Ehemaliges Hotel Haarlass, direkt am Neckar

 

Andere Zwangsarbeiter

Aber aufs Ganze gesehen waren wir nicht schlecht dran. Die Franzosen waren bei den Deutschen gut angesehen, besser als die Russen oder die Polen und alle die Leute aus dem Osten, die waren schlecht dran. Mitten bei Luftalarm waren sie draußen.

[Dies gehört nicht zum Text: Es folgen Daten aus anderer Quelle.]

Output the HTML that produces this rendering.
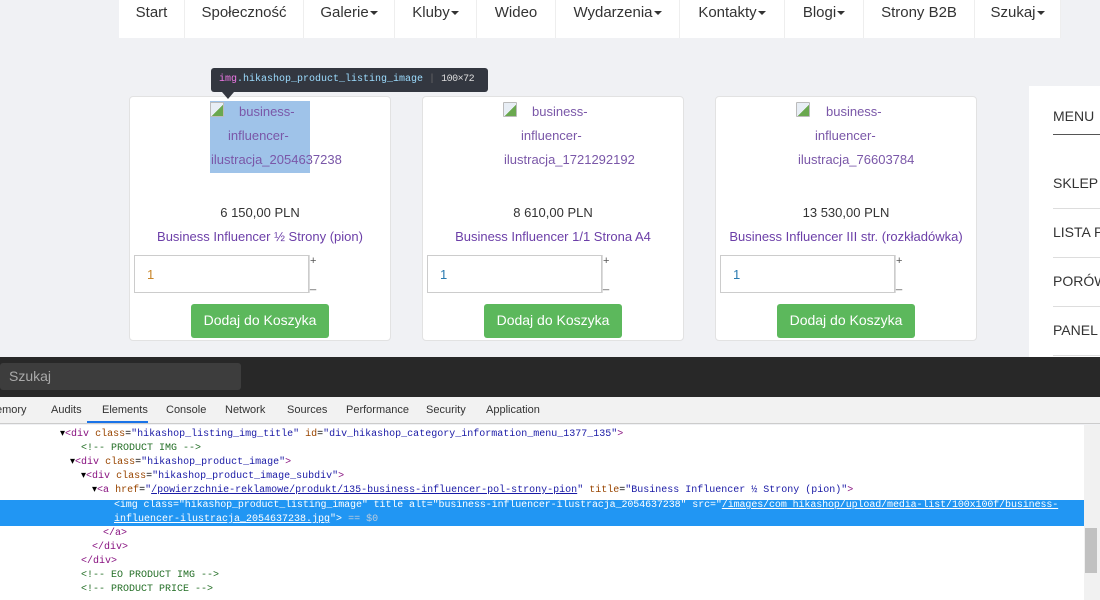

Denn die Eisenbahnlinien wurden immer bombardiert, sie mussten aufrecht gehen und gehen, um die Schienen zu reparieren während die Flugzeuge kamen, während wir in Deckung gehen konnten. - - -

Am Kriegsende

Wir haben sogar die Gewehre in den Baracken versteckt, ihr seht, dass sie Vertrauen in uns hatten. Wir waren keine Halunken, wir waren wie ihr..
Wir haben also die Gewehre versteckt, Jagdgewehre, die Gewehre der Förster haben wir in der Jägerbaracke unter dem Fußboden versteckt, damit die Amerikaner sie nicht bekamen. Sie hatten also schon ziemlich Vertrauen in uns.